§ PROBLEM REQUIREMENTS: Repeat the material exactly as it appears.

[Start DATA SEGMENT]

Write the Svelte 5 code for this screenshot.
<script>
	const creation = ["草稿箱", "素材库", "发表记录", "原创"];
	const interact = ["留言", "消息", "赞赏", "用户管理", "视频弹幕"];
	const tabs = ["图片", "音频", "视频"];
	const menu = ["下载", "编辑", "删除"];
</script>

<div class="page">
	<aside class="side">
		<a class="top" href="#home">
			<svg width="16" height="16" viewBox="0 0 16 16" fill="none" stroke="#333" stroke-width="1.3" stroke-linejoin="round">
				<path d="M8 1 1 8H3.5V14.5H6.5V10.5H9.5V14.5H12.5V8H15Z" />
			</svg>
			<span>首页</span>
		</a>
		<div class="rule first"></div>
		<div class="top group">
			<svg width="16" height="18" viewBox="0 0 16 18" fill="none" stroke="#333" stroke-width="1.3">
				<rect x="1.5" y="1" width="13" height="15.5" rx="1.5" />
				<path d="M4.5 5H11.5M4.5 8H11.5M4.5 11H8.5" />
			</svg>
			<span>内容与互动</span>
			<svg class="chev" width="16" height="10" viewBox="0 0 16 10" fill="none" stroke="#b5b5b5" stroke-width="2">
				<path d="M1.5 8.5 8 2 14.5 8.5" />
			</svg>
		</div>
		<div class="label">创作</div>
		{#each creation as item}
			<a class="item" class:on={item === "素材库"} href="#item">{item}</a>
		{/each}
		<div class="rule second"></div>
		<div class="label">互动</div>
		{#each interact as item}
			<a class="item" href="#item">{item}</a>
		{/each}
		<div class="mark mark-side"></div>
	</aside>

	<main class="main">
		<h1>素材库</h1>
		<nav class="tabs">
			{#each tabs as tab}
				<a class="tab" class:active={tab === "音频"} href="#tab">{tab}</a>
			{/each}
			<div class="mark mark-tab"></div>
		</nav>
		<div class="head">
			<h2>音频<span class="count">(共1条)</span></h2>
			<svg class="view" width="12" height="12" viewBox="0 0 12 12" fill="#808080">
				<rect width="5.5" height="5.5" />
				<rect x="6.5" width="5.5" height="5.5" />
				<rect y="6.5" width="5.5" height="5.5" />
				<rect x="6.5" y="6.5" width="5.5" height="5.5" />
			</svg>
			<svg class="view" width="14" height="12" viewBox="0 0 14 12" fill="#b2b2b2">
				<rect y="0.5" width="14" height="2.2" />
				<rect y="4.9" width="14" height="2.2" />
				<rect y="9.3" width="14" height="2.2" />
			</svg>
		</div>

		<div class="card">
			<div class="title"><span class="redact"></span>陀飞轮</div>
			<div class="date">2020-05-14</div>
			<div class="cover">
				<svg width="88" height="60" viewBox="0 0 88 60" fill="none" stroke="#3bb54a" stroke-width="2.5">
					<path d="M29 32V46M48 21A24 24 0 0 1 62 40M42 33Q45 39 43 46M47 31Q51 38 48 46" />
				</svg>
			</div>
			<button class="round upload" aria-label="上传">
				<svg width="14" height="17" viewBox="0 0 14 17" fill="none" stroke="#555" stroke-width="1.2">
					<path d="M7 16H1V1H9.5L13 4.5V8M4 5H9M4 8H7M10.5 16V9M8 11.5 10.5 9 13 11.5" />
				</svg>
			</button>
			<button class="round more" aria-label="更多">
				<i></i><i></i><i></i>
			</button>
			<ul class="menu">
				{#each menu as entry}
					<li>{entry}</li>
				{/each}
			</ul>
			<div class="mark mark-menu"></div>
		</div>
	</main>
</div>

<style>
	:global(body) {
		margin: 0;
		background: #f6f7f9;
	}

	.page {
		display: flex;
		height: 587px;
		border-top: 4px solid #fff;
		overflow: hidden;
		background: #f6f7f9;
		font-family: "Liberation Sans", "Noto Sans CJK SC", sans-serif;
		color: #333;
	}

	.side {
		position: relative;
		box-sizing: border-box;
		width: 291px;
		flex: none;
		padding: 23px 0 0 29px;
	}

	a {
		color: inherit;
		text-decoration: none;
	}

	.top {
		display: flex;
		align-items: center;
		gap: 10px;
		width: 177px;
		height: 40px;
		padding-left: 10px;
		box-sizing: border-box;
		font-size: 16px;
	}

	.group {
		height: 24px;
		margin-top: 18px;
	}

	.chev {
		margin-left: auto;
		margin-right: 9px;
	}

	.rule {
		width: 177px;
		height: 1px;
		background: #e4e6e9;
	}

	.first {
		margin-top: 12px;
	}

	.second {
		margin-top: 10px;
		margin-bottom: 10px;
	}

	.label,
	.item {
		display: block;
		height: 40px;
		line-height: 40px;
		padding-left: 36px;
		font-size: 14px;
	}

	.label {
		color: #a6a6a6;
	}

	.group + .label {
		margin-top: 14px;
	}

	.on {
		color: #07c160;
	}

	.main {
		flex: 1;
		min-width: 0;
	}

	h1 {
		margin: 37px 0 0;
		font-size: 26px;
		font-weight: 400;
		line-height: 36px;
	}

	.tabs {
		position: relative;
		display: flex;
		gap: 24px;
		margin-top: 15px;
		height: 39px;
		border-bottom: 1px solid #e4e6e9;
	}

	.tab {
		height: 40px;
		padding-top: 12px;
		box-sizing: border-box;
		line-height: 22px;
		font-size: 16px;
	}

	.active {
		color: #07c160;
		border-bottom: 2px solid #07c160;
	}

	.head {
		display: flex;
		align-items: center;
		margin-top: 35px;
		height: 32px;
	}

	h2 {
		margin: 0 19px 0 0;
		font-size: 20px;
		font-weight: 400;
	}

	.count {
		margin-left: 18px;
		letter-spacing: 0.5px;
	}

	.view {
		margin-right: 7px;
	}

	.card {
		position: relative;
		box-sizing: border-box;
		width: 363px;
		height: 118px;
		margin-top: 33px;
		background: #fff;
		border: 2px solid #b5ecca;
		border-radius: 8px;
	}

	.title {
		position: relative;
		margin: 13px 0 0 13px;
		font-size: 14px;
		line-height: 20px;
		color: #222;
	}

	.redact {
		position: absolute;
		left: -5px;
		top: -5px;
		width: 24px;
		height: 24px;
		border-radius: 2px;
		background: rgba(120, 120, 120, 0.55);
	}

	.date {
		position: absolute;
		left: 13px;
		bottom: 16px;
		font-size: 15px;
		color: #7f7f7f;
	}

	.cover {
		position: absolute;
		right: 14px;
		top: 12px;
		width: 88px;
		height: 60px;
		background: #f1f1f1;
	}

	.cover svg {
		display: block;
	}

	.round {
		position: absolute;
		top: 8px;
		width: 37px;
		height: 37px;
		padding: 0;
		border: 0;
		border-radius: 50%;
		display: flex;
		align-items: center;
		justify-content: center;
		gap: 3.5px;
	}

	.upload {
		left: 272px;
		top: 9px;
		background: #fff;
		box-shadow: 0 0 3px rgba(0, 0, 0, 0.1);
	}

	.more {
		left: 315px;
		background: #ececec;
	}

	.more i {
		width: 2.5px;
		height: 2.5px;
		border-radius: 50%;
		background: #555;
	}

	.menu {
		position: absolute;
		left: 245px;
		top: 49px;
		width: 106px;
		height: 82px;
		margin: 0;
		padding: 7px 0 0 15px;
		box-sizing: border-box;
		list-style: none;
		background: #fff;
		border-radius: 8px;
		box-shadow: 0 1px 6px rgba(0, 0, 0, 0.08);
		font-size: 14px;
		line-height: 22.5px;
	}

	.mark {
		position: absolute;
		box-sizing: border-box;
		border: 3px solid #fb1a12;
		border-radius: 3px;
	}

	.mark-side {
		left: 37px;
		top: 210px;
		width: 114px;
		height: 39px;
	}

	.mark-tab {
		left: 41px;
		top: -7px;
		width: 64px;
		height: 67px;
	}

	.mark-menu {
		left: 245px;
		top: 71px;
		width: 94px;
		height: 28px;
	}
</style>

[End DATA SEGMENT]

§ WRITTEN SOLUTION:
Write the Svelte 5 code for this screenshot.
<script>
	const creation = ["草稿箱", "素材库", "发表记录", "原创"];
	const interact = ["留言", "消息", "赞赏", "用户管理", "视频弹幕"];
	const tabs = ["图片", "音频", "视频"];
	const menu = ["下载", "编辑", "删除"];
</script>

<div class="page">
	<aside class="side">
		<a class="top" href="#home">
			<svg width="16" height="16" viewBox="0 0 16 16" fill="none" stroke="#333" stroke-width="1.3" stroke-linejoin="round">
				<path d="M8 1 1 8H3.5V14.5H6.5V10.5H9.5V14.5H12.5V8H15Z" />
			</svg>
			<span>首页</span>
		</a>
		<div class="rule first"></div>
		<div class="top group">
			<svg width="16" height="18" viewBox="0 0 16 18" fill="none" stroke="#333" stroke-width="1.3">
				<rect x="1.5" y="1" width="13" height="15.5" rx="1.5" />
				<path d="M4.5 5H11.5M4.5 8H11.5M4.5 11H8.5" />
			</svg>
			<span>内容与互动</span>
			<svg class="chev" width="16" height="10" viewBox="0 0 16 10" fill="none" stroke="#b5b5b5" stroke-width="2">
				<path d="M1.5 8.5 8 2 14.5 8.5" />
			</svg>
		</div>
		<div class="label">创作</div>
		{#each creation as item}
			<a class="item" class:on={item === "素材库"} href="#item">{item}</a>
		{/each}
		<div class="rule second"></div>
		<div class="label">互动</div>
		{#each interact as item}
			<a class="item" href="#item">{item}</a>
		{/each}
		<div class="mark mark-side"></div>
	</aside>

	<main class="main">
		<h1>素材库</h1>
		<nav class="tabs">
			{#each tabs as tab}
				<a class="tab" class:active={tab === "音频"} href="#tab">{tab}</a>
			{/each}
			<div class="mark mark-tab"></div>
		</nav>
		<div class="head">
			<h2>音频<span class="count">(共1条)</span></h2>
			<svg class="view" width="12" height="12" viewBox="0 0 12 12" fill="#808080">
				<rect width="5.5" height="5.5" />
				<rect x="6.5" width="5.5" height="5.5" />
				<rect y="6.5" width="5.5" height="5.5" />
				<rect x="6.5" y="6.5" width="5.5" height="5.5" />
			</svg>
			<svg class="view" width="14" height="12" viewBox="0 0 14 12" fill="#b2b2b2">
				<rect y="0.5" width="14" height="2.2" />
				<rect y="4.9" width="14" height="2.2" />
				<rect y="9.3" width="14" height="2.2" />
			</svg>
		</div>

		<div class="card">
			<div class="title"><span class="redact"></span>陀飞轮</div>
			<div class="date">2020-05-14</div>
			<div class="cover">
				<svg width="88" height="60" viewBox="0 0 88 60" fill="none" stroke="#3bb54a" stroke-width="2.5">
					<path d="M29 32V46M48 21A24 24 0 0 1 62 40M42 33Q45 39 43 46M47 31Q51 38 48 46" />
				</svg>
			</div>
			<button class="round upload" aria-label="上传">
				<svg width="14" height="17" viewBox="0 0 14 17" fill="none" stroke="#555" stroke-width="1.2">
					<path d="M7 16H1V1H9.5L13 4.5V8M4 5H9M4 8H7M10.5 16V9M8 11.5 10.5 9 13 11.5" />
				</svg>
			</button>
			<button class="round more" aria-label="更多">
				<i></i><i></i><i></i>
			</button>
			<ul class="menu">
				{#each menu as entry}
					<li>{entry}</li>
				{/each}
			</ul>
			<div class="mark mark-menu"></div>
		</div>
	</main>
</div>

<style>
	:global(body) {
		margin: 0;
		background: #f6f7f9;
	}

	.page {
		display: flex;
		height: 587px;
		border-top: 4px solid #fff;
		overflow: hidden;
		background: #f6f7f9;
		font-family: "Liberation Sans", "Noto Sans CJK SC", sans-serif;
		color: #333;
	}

	.side {
		position: relative;
		box-sizing: border-box;
		width: 291px;
		flex: none;
		padding: 23px 0 0 29px;
	}

	a {
		color: inherit;
		text-decoration: none;
	}

	.top {
		display: flex;
		align-items: center;
		gap: 10px;
		width: 177px;
		height: 40px;
		padding-left: 10px;
		box-sizing: border-box;
		font-size: 16px;
	}

	.group {
		height: 24px;
		margin-top: 18px;
	}

	.chev {
		margin-left: auto;
		margin-right: 9px;
	}

	.rule {
		width: 177px;
		height: 1px;
		background: #e4e6e9;
	}

	.first {
		margin-top: 12px;
	}

	.second {
		margin-top: 10px;
		margin-bottom: 10px;
	}

	.label,
	.item {
		display: block;
		height: 40px;
		line-height: 40px;
		padding-left: 36px;
		font-size: 14px;
	}

	.label {
		color: #a6a6a6;
	}

	.group + .label {
		margin-top: 14px;
	}

	.on {
		color: #07c160;
	}

	.main {
		flex: 1;
		min-width: 0;
	}

	h1 {
		margin: 37px 0 0;
		font-size: 26px;
		font-weight: 400;
		line-height: 36px;
	}

	.tabs {
		position: relative;
		display: flex;
		gap: 24px;
		margin-top: 15px;
		height: 39px;
		border-bottom: 1px solid #e4e6e9;
	}

	.tab {
		height: 40px;
		padding-top: 12px;
		box-sizing: border-box;
		line-height: 22px;
		font-size: 16px;
	}

	.active {
		color: #07c160;
		border-bottom: 2px solid #07c160;
	}

	.head {
		display: flex;
		align-items: center;
		margin-top: 35px;
		height: 32px;
	}

	h2 {
		margin: 0 19px 0 0;
		font-size: 20px;
		font-weight: 400;
	}

	.count {
		margin-left: 18px;
		letter-spacing: 0.5px;
	}

	.view {
		margin-right: 7px;
	}

	.card {
		position: relative;
		box-sizing: border-box;
		width: 363px;
		height: 118px;
		margin-top: 33px;
		background: #fff;
		border: 2px solid #b5ecca;
		border-radius: 8px;
	}

	.title {
		position: relative;
		margin: 13px 0 0 13px;
		font-size: 14px;
		line-height: 20px;
		color: #222;
	}

	.redact {
		position: absolute;
		left: -5px;
		top: -5px;
		width: 24px;
		height: 24px;
		border-radius: 2px;
		background: rgba(120, 120, 120, 0.55);
	}

	.date {
		position: absolute;
		left: 13px;
		bottom: 16px;
		font-size: 15px;
		color: #7f7f7f;
	}

	.cover {
		position: absolute;
		right: 14px;
		top: 12px;
		width: 88px;
		height: 60px;
		background: #f1f1f1;
	}

	.cover svg {
		display: block;
	}

	.round {
		position: absolute;
		top: 8px;
		width: 37px;
		height: 37px;
		padding: 0;
		border: 0;
		border-radius: 50%;
		display: flex;
		align-items: center;
		justify-content: center;
		gap: 3.5px;
	}

	.upload {
		left: 272px;
		top: 9px;
		background: #fff;
		box-shadow: 0 0 3px rgba(0, 0, 0, 0.1);
	}

	.more {
		left: 315px;
		background: #ececec;
	}

	.more i {
		width: 2.5px;
		height: 2.5px;
		border-radius: 50%;
		background: #555;
	}

	.menu {
		position: absolute;
		left: 245px;
		top: 49px;
		width: 106px;
		height: 82px;
		margin: 0;
		padding: 7px 0 0 15px;
		box-sizing: border-box;
		list-style: none;
		background: #fff;
		border-radius: 8px;
		box-shadow: 0 1px 6px rgba(0, 0, 0, 0.08);
		font-size: 14px;
		line-height: 22.5px;
	}

	.mark {
		position: absolute;
		box-sizing: border-box;
		border: 3px solid #fb1a12;
		border-radius: 3px;
	}

	.mark-side {
		left: 37px;
		top: 210px;
		width: 114px;
		height: 39px;
	}

	.mark-tab {
		left: 41px;
		top: -7px;
		width: 64px;
		height: 67px;
	}

	.mark-menu {
		left: 245px;
		top: 71px;
		width: 94px;
		height: 28px;
	}
</style>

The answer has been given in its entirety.